Front-end source files:
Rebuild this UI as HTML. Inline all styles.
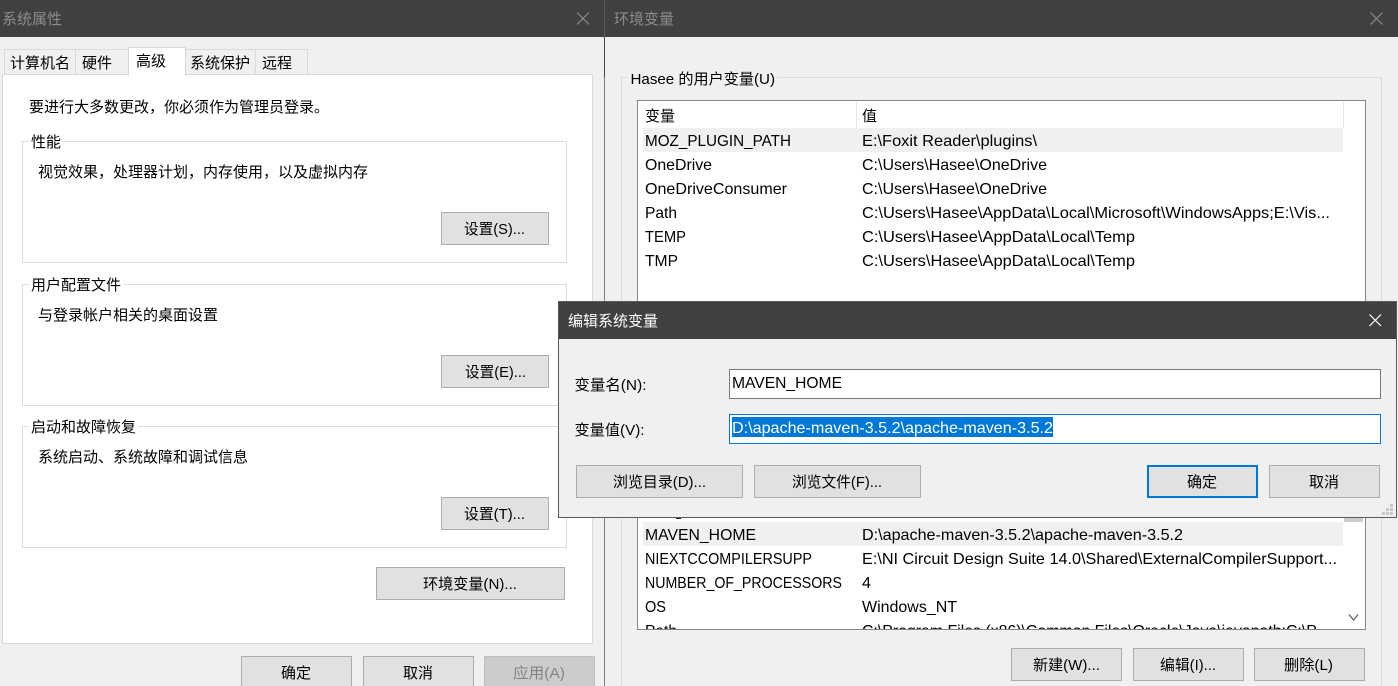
<!DOCTYPE html>
<html lang="zh-CN">
<head>
<meta charset="utf-8">
<title>环境变量</title>
<style>
html,body{margin:0;padding:0;width:1398px;height:686px;overflow:hidden;background:#f0f0f0}
svg{display:block;overflow:hidden}
text{font-family:"Liberation Sans","Noto Sans CJK SC",sans-serif;font-size:15px;fill:#000;white-space:pre}
text.l{font-size:16px}
.g{fill:#8c8c8c}
.w{fill:#fff}
.d{fill:#838383}
.btn{fill:#e1e1e1;stroke:#adadad;stroke-width:1}
.grp{fill:#fff;stroke:#dcdcdc;stroke-width:1}
.tab{fill:#f0f0f0;stroke:#d9d9d9;stroke-width:1}
.x{stroke-width:1.2;fill:none}
</style>
</head>
<body>
<svg width="1398" height="686" viewBox="0 0 1398 686" xmlns="http://www.w3.org/2000/svg">
<defs>
<clipPath id="listclip"><rect x="638" y="101" width="727" height="528"/></clipPath>
</defs>
<rect width="1398" height="686" fill="#f0f0f0"/>

<!-- Left window -->
<rect x="0" y="0" width="1398" height="37" fill="#404040"/>
<rect x="604" y="0" width="1" height="37" fill="#5a5a5a"/>
<rect x="604" y="37" width="1" height="40" fill="#444"/>
<rect x="604" y="77" width="1" height="609" fill="#808080"/>
<text x="2" y="24" class="g">系统属性</text>
<path d="M577 12.500L589 24.500M589 12.500L577 24.500" class="x" stroke="#8c8c8c"/>

<rect x="2.500" y="74.500" width="590" height="569" fill="#fff" stroke="#d9d9d9"/>
<rect x="4.500" y="49.500" width="71" height="25" class="tab"/>
<rect x="75.500" y="49.500" width="53" height="25" class="tab"/>
<rect x="185.500" y="49.500" width="70" height="25" class="tab"/>
<rect x="255.500" y="49.500" width="52" height="25" class="tab"/>
<rect x="128.500" y="47.500" width="57" height="28" fill="#fff" stroke="#d9d9d9"/>
<rect x="129" y="73" width="56" height="4" fill="#fff"/>
<text x="10" y="68">计算机名</text>
<text x="82" y="68">硬件</text>
<text x="136" y="66">高级</text>
<text x="190" y="68">系统保护</text>
<text x="262" y="68">远程</text>

<text x="29" y="112">要进行大多数更改，你必须作为管理员登录。</text>

<rect x="22.500" y="141.500" width="544" height="121" class="grp"/>
<rect x="29" y="135" width="34" height="14" fill="#fff"/>
<text x="31" y="147">性能</text>
<text x="38" y="177">视觉效果，处理器计划，内存使用，以及虚拟内存</text>
<rect x="441.500" y="212.500" width="107" height="32" class="btn"/>
<text x="464" y="234" textLength="61" lengthAdjust="spacingAndGlyphs">设置(S)...</text>

<rect x="22.500" y="284.500" width="544" height="121" class="grp"/>
<rect x="29" y="278" width="94" height="14" fill="#fff"/>
<text x="31" y="290">用户配置文件</text>
<text x="38" y="320">与登录帐户相关的桌面设置</text>
<rect x="441.500" y="355.500" width="107" height="32" class="btn"/>
<text x="465" y="377" textLength="61" lengthAdjust="spacingAndGlyphs">设置(E)...</text>

<rect x="22.500" y="426.500" width="544" height="121" class="grp"/>
<rect x="29" y="420" width="109" height="14" fill="#fff"/>
<text x="31" y="432">启动和故障恢复</text>
<text x="38" y="462">系统启动、系统故障和调试信息</text>
<rect x="441.500" y="497.500" width="107" height="32" class="btn"/>
<text x="464" y="519" textLength="61" lengthAdjust="spacingAndGlyphs">设置(T)...</text>

<rect x="376.500" y="567.500" width="188" height="32" class="btn"/>
<text x="423" y="589" textLength="94" lengthAdjust="spacingAndGlyphs">环境变量(N)...</text>

<rect x="241" y="656" width="111" height="30" fill="#e1e1e1"/>
<path d="M241.500 686V656.500H351.500V686" fill="none" stroke="#adadad"/>
<text x="281" y="678">确定</text>
<rect x="363" y="656" width="111" height="30" fill="#e1e1e1"/>
<path d="M363.500 686V656.500H473.500V686" fill="none" stroke="#adadad"/>
<text x="403" y="678">取消</text>
<rect x="484" y="656" width="111" height="30" fill="#cccccc"/>
<path d="M484.500 686V656.500H594.500V686" fill="none" stroke="#bfbfbf"/>
<text x="513" y="678" class="d" textLength="52" lengthAdjust="spacingAndGlyphs">应用(A)</text>

<!-- Right window -->
<text x="614" y="24" class="g">环境变量</text>
<path d="M1370.500 12.500L1382.500 24.500M1382.500 12.500L1370.500 24.500" class="x" stroke="#8c8c8c"/>

<path d="M621.500 686V77.500H1381.500V686" fill="none" stroke="#dcdcdc"/>
<rect x="628" y="70" width="149" height="16" fill="#f0f0f0"/>
<text x="630.500" y="84" textLength="144.500" lengthAdjust="spacingAndGlyphs">Hasee 的用户变量(U)</text>

<rect x="637.500" y="100.500" width="728" height="529" fill="#fff" stroke="#828790"/>
<rect x="856" y="102" width="1" height="26" fill="#e5e5e5"/>
<rect x="1343" y="102" width="1" height="26" fill="#e5e5e5"/>
<text x="645" y="121">变量</text>
<text x="862" y="121">值</text>

<rect x="643" y="128" width="700" height="24" fill="#f0f0f0"/>
<g>
<text class="l" x="645" y="146" textLength="146" lengthAdjust="spacingAndGlyphs">MOZ_PLUGIN_PATH</text>
<text class="l" x="862" y="146" textLength="175" lengthAdjust="spacingAndGlyphs">E:\Foxit Reader\plugins\</text>
<text class="l" x="645" y="170" textLength="67" lengthAdjust="spacingAndGlyphs">OneDrive</text>
<text class="l" x="862" y="170" textLength="185" lengthAdjust="spacingAndGlyphs">C:\Users\Hasee\OneDrive</text>
<text class="l" x="645" y="194" textLength="142" lengthAdjust="spacingAndGlyphs">OneDriveConsumer</text>
<text class="l" x="862" y="194" textLength="185" lengthAdjust="spacingAndGlyphs">C:\Users\Hasee\OneDrive</text>
<text class="l" x="645" y="218" textLength="32" lengthAdjust="spacingAndGlyphs">Path</text>
<text class="l" x="862" y="218" textLength="468" lengthAdjust="spacingAndGlyphs">C:\Users\Hasee\AppData\Local\Microsoft\WindowsApps;E:\Vis...</text>
<text class="l" x="645" y="242" textLength="41" lengthAdjust="spacingAndGlyphs">TEMP</text>
<text class="l" x="862" y="242" textLength="273" lengthAdjust="spacingAndGlyphs">C:\Users\Hasee\AppData\Local\Temp</text>
<text class="l" x="645" y="266" textLength="33" lengthAdjust="spacingAndGlyphs">TMP</text>
<text class="l" x="862" y="266" textLength="273" lengthAdjust="spacingAndGlyphs">C:\Users\Hasee\AppData\Local\Temp</text>
</g>

<rect x="643" y="522" width="700" height="24" fill="#f0f0f0"/>
<rect x="1344" y="510" width="19" height="12" fill="#cdcdcd"/>
<path d="M1349 614.500L1353.500 620L1358 614.500" fill="none" stroke="#606060" stroke-width="1.300"/>
<g clip-path="url(#listclip)">
<text class="l" x="645" y="540" textLength="111" lengthAdjust="spacingAndGlyphs">MAVEN_HOME</text>
<text class="l" x="862" y="540" textLength="321" lengthAdjust="spacingAndGlyphs">D:\apache-maven-3.5.2\apache-maven-3.5.2</text>
<text class="l" x="645" y="564" textLength="167" lengthAdjust="spacingAndGlyphs">NIEXTCCOMPILERSUPP</text>
<text class="l" x="862" y="564" textLength="475" lengthAdjust="spacingAndGlyphs">E:\NI Circuit Design Suite 14.0\Shared\ExternalCompilerSupport...</text>
<text class="l" x="645" y="588" textLength="197" lengthAdjust="spacingAndGlyphs">NUMBER_OF_PROCESSORS</text>
<text class="l" x="862" y="588" textLength="9" lengthAdjust="spacingAndGlyphs">4</text>
<text class="l" x="645" y="612" textLength="21" lengthAdjust="spacingAndGlyphs">OS</text>
<text class="l" x="862" y="612" textLength="95" lengthAdjust="spacingAndGlyphs">Windows_NT</text>
<text class="l" x="645" y="636" textLength="32" lengthAdjust="spacingAndGlyphs">Path</text>
<text class="l" x="862" y="636" textLength="466" lengthAdjust="spacingAndGlyphs">C:\Program Files (x86)\Common Files\Oracle\Java\javapath;C:\P...</text>
</g>

<rect x="1011.500" y="648.500" width="110" height="32" class="btn"/>
<text x="1033" y="670" textLength="67" lengthAdjust="spacingAndGlyphs">新建(W)...</text>
<rect x="1133.500" y="648.500" width="110" height="32" class="btn"/>
<text x="1160" y="670" textLength="56" lengthAdjust="spacingAndGlyphs">编辑(I)...</text>
<rect x="1254.500" y="648.500" width="110" height="32" class="btn"/>
<text x="1284" y="670" textLength="49" lengthAdjust="spacingAndGlyphs">删除(L)</text>

<!-- Dialog -->
<rect x="558.500" y="301.500" width="838" height="216" fill="#f0f0f0" stroke="#5a5a5a"/>
<rect x="559" y="302" width="837" height="37" fill="#404040"/>
<rect x="676" y="518" width="5" height="1" fill="#222"/>
<text x="568" y="326" class="w">编辑系统变量</text>
<path d="M1369.500 314.500L1381 326M1381 314.500L1369.500 326" class="x" stroke="#fff"/>

<text x="574.500" y="390" textLength="72" lengthAdjust="spacingAndGlyphs">变量名(N):</text>
<rect x="729.500" y="369.500" width="651" height="29" fill="#fff" stroke="#7a7a7a"/>
<text class="l" x="732" y="388" textLength="110" lengthAdjust="spacingAndGlyphs">MAVEN_HOME</text>

<text x="574.500" y="435" textLength="70" lengthAdjust="spacingAndGlyphs">变量值(V):</text>
<rect x="729.500" y="414.500" width="651" height="29" fill="#fff" stroke="#0078d7"/>
<rect x="732" y="417" width="321" height="20" fill="#0078d7"/>
<text class="l w" x="732" y="433" textLength="321" lengthAdjust="spacingAndGlyphs">D:\apache-maven-3.5.2\apache-maven-3.5.2</text>

<rect x="576.500" y="465.500" width="166" height="32" class="btn"/>
<text x="613" y="487" textLength="93" lengthAdjust="spacingAndGlyphs">浏览目录(D)...</text>
<rect x="754.500" y="465.500" width="166" height="32" class="btn"/>
<text x="792" y="487" textLength="90" lengthAdjust="spacingAndGlyphs">浏览文件(F)...</text>
<rect x="1148" y="466" width="109" height="31" fill="#e1e1e1" stroke="#0078d7" stroke-width="2"/>
<text x="1187" y="487">确定</text>
<rect x="1269.500" y="465.500" width="110" height="32" class="btn"/>
<text x="1309" y="487">取消</text>

<g fill="#c8c8c8">
<rect x="1390" y="504" width="3" height="3"/>
<rect x="1386" y="508" width="3" height="3"/>
<rect x="1390" y="508" width="3" height="3"/>
<rect x="1382" y="512" width="3" height="3"/>
<rect x="1386" y="512" width="3" height="3"/>
<rect x="1390" y="512" width="3" height="3"/>
</g>
</svg>
</body>
</html>
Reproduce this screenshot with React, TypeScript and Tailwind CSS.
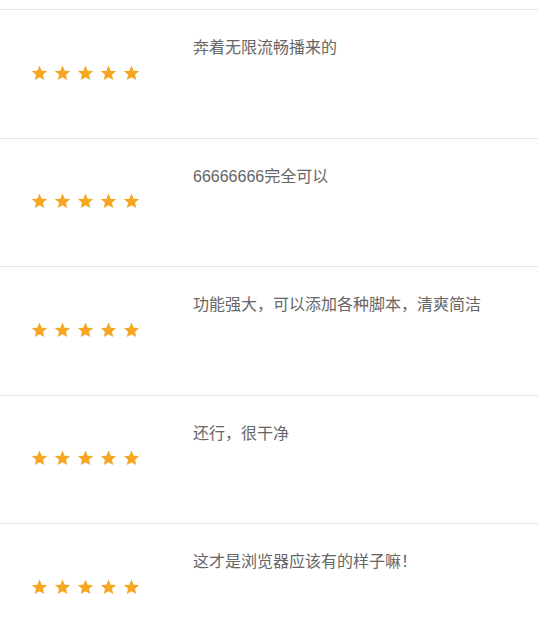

Aim:
Which lines contain the word "this"? Return each of them.

Answer:
Rebuild this UI as HTML. Inline all styles.
Reproduce this screenshot with React, TypeScript and Tailwind CSS.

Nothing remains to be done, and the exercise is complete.